• The problem:
Omit all images. Transcribe the rest of the material below exactly.
──────── Raw data
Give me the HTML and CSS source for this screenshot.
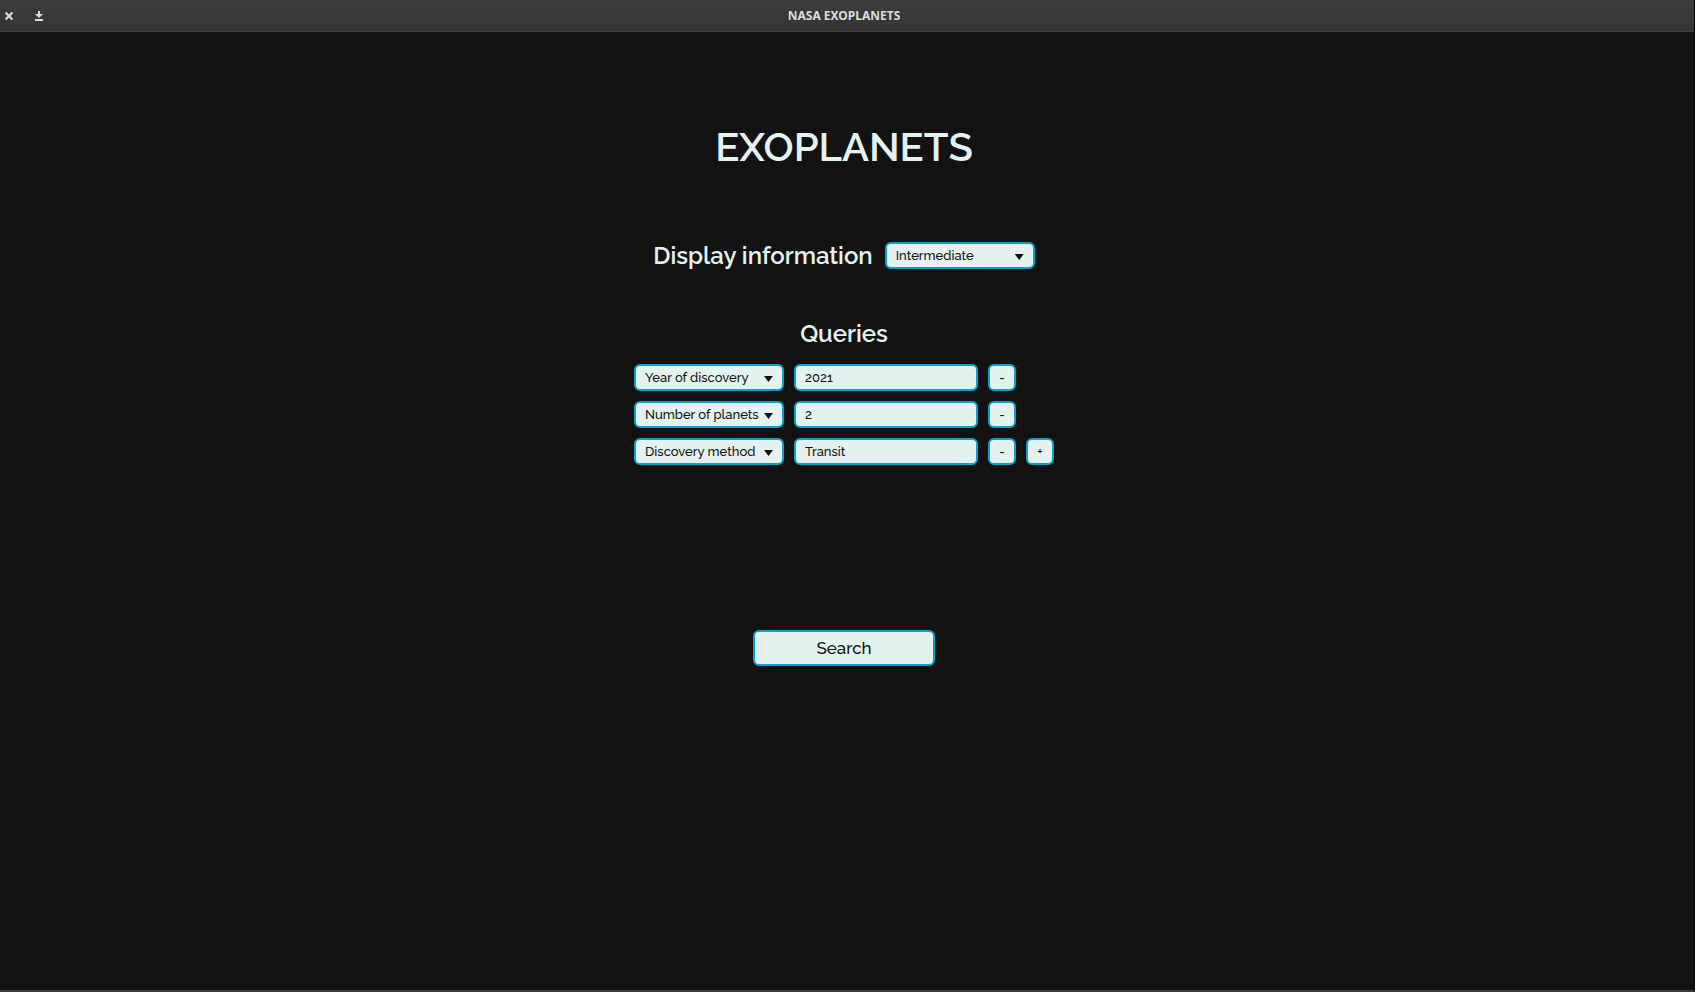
FILE: index.html
```html
<!DOCTYPE html>
<html lang="en">
<head>
<meta charset="utf-8">
<title>NASA EXOPLANETS</title>
<link rel="stylesheet" href="styles.css">
</head>
<body>
<header class="titlebar">
  <div class="window-controls">
    <button class="window-button" type="button" aria-label="Close">
      <svg width="8" height="8" viewBox="0 0 8 8"><path d="M.5 .5l7 7M7.500 .5L.5 7.500" stroke="currentColor" stroke-width="2.200"/></svg>
    </button>
    <button class="window-button" type="button" aria-label="Minimize">
      <svg width="8" height="10" viewBox="0 0 8 10"><path d="M3 0h2v3h3L4 7 0 3h3zM0 8h8v2H0z" fill="currentColor"/></svg>
    </button>
  </div>
  <div class="window-title">NASA EXOPLANETS</div>
</header>
<main class="page">
  <h1 class="title">EXOPLANETS</h1>
  <form class="search-form">
    <div class="display">
      <label class="heading" for="display">Display information</label>
      <span class="dropdown"><select class="field" id="display"><option>Intermediate</option></select></span>
    </div>
    <h2 class="heading">Queries</h2>
    <div class="queries">
      <div class="query">
        <span class="dropdown"><select class="field" aria-label="Query type 1"><option>Year of discovery</option></select></span>
        <input class="field value" type="text" aria-label="Query value 1" value="2021">
        <button class="field step" type="button" aria-label="Remove query 1">-</button>
      </div>
      <div class="query">
        <span class="dropdown"><select class="field" aria-label="Query type 2"><option>Number of planets</option></select></span>
        <input class="field value" type="text" aria-label="Query value 2" value="2">
        <button class="field step" type="button" aria-label="Remove query 2">-</button>
      </div>
      <div class="query">
        <span class="dropdown"><select class="field" aria-label="Query type 3"><option>Discovery method</option></select></span>
        <input class="field value" type="text" aria-label="Query value 3" value="Transit">
        <button class="field step" type="button" aria-label="Remove query 3">-</button>
        <button class="field step" type="button" aria-label="Add query">+</button>
      </div>
    </div>
    <button class="field search" type="submit">Search</button>
  </form>
</main>
</body>
</html>
```
FILE: styles.css
```css
* {
  box-sizing: border-box;
}

body {
  display: flex;
  flex-direction: column;
  min-height: 100vh;
  margin: 0;
  background: #121212;
  color: #e4f3f0;
  font-family: Raleway, Lato, sans-serif;
  font-weight: 500;
  border-right: 1px solid #080808;
  border-bottom: 2px solid #3c3b3c;
}

.titlebar {
  display: grid;
  grid-template-columns: 1fr auto 1fr;
  align-items: center;
  height: 32px;
  padding: 0 10px 0 4px;
  background: linear-gradient(#3d3d3d, #353535);
  border-bottom: 1px solid #404040;
  color: #dcdcdc;
}

.window-controls {
  display: flex;
  gap: 20px;
}

.window-button {
  display: flex;
  align-items: center;
  justify-content: center;
  width: 10px;
  height: 12px;
  padding: 0;
  border: 0;
  background: none;
  color: inherit;
}

.window-title {
  font: 700 12px "Noto Sans", sans-serif;
}

.page {
  flex: 1;
  padding: 91px 6px 0 0;
}

.title {
  margin: 0;
  font-size: 40px;
  line-height: 48px;
  text-align: center;
}

.title,
.heading {
  font-weight: 600;
}

.search-form {
  display: flex;
  flex-direction: column;
  align-items: center;
  padding-top: 69px;
}

.display {
  display: flex;
  align-items: center;
  gap: 12px;
  margin-bottom: 47px;
}

.heading {
  margin: 0;
  font-size: 24px;
  line-height: 31px;
}

.queries {
  display: flex;
  flex-direction: column;
  gap: 10px;
  margin: 15px 0 165px;
}

.query {
  display: flex;
  gap: 10px;
}

.field {
  height: 27px;
  margin: 0;
  padding: 0 9px;
  border: 2px solid #0aa2cb;
  border-radius: 6px;
  background: #e4f3f0;
  color: #121212;
  font: inherit;
  font-size: 13px;
}

.dropdown {
  display: flex;
  position: relative;
}

.dropdown .field {
  width: 150px;
  appearance: none;
}

.dropdown::after {
  content: "";
  position: absolute;
  right: 11px;
  top: 12px;
  width: 9px;
  height: 6px;
  background: #121212;
  clip-path: polygon(0 0, 100% 0, 50% 100%);
  pointer-events: none;
}

.value {
  width: 184px;
}

.step {
  width: 28px;
  padding: 0;
}

.search {
  width: 182px;
  height: 36px;
  font-size: 17px;
}
```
────────────────
• Task response:
Give me the HTML and CSS source for this screenshot.
FILE: index.html
```html
<!DOCTYPE html>
<html lang="en">
<head>
<meta charset="utf-8">
<title>NASA EXOPLANETS</title>
<link rel="stylesheet" href="styles.css">
</head>
<body>
<header class="titlebar">
  <div class="window-controls">
    <button class="window-button" type="button" aria-label="Close">
      <svg width="8" height="8" viewBox="0 0 8 8"><path d="M.5 .5l7 7M7.500 .5L.5 7.500" stroke="currentColor" stroke-width="2.200"/></svg>
    </button>
    <button class="window-button" type="button" aria-label="Minimize">
      <svg width="8" height="10" viewBox="0 0 8 10"><path d="M3 0h2v3h3L4 7 0 3h3zM0 8h8v2H0z" fill="currentColor"/></svg>
    </button>
  </div>
  <div class="window-title">NASA EXOPLANETS</div>
</header>
<main class="page">
  <h1 class="title">EXOPLANETS</h1>
  <form class="search-form">
    <div class="display">
      <label class="heading" for="display">Display information</label>
      <span class="dropdown"><select class="field" id="display"><option>Intermediate</option></select></span>
    </div>
    <h2 class="heading">Queries</h2>
    <div class="queries">
      <div class="query">
        <span class="dropdown"><select class="field" aria-label="Query type 1"><option>Year of discovery</option></select></span>
        <input class="field value" type="text" aria-label="Query value 1" value="2021">
        <button class="field step" type="button" aria-label="Remove query 1">-</button>
      </div>
      <div class="query">
        <span class="dropdown"><select class="field" aria-label="Query type 2"><option>Number of planets</option></select></span>
        <input class="field value" type="text" aria-label="Query value 2" value="2">
        <button class="field step" type="button" aria-label="Remove query 2">-</button>
      </div>
      <div class="query">
        <span class="dropdown"><select class="field" aria-label="Query type 3"><option>Discovery method</option></select></span>
        <input class="field value" type="text" aria-label="Query value 3" value="Transit">
        <button class="field step" type="button" aria-label="Remove query 3">-</button>
        <button class="field step" type="button" aria-label="Add query">+</button>
      </div>
    </div>
    <button class="field search" type="submit">Search</button>
  </form>
</main>
</body>
</html>
```
FILE: styles.css
```css
* {
  box-sizing: border-box;
}

body {
  display: flex;
  flex-direction: column;
  min-height: 100vh;
  margin: 0;
  background: #121212;
  color: #e4f3f0;
  font-family: Raleway, Lato, sans-serif;
  font-weight: 500;
  border-right: 1px solid #080808;
  border-bottom: 2px solid #3c3b3c;
}

.titlebar {
  display: grid;
  grid-template-columns: 1fr auto 1fr;
  align-items: center;
  height: 32px;
  padding: 0 10px 0 4px;
  background: linear-gradient(#3d3d3d, #353535);
  border-bottom: 1px solid #404040;
  color: #dcdcdc;
}

.window-controls {
  display: flex;
  gap: 20px;
}

.window-button {
  display: flex;
  align-items: center;
  justify-content: center;
  width: 10px;
  height: 12px;
  padding: 0;
  border: 0;
  background: none;
  color: inherit;
}

.window-title {
  font: 700 12px "Noto Sans", sans-serif;
}

.page {
  flex: 1;
  padding: 91px 6px 0 0;
}

.title {
  margin: 0;
  font-size: 40px;
  line-height: 48px;
  text-align: center;
}

.title,
.heading {
  font-weight: 600;
}

.search-form {
  display: flex;
  flex-direction: column;
  align-items: center;
  padding-top: 69px;
}

.display {
  display: flex;
  align-items: center;
  gap: 12px;
  margin-bottom: 47px;
}

.heading {
  margin: 0;
  font-size: 24px;
  line-height: 31px;
}

.queries {
  display: flex;
  flex-direction: column;
  gap: 10px;
  margin: 15px 0 165px;
}

.query {
  display: flex;
  gap: 10px;
}

.field {
  height: 27px;
  margin: 0;
  padding: 0 9px;
  border: 2px solid #0aa2cb;
  border-radius: 6px;
  background: #e4f3f0;
  color: #121212;
  font: inherit;
  font-size: 13px;
}

.dropdown {
  display: flex;
  position: relative;
}

.dropdown .field {
  width: 150px;
  appearance: none;
}

.dropdown::after {
  content: "";
  position: absolute;
  right: 11px;
  top: 12px;
  width: 9px;
  height: 6px;
  background: #121212;
  clip-path: polygon(0 0, 100% 0, 50% 100%);
  pointer-events: none;
}

.value {
  width: 184px;
}

.step {
  width: 28px;
  padding: 0;
}

.search {
  width: 182px;
  height: 36px;
  font-size: 17px;
}
```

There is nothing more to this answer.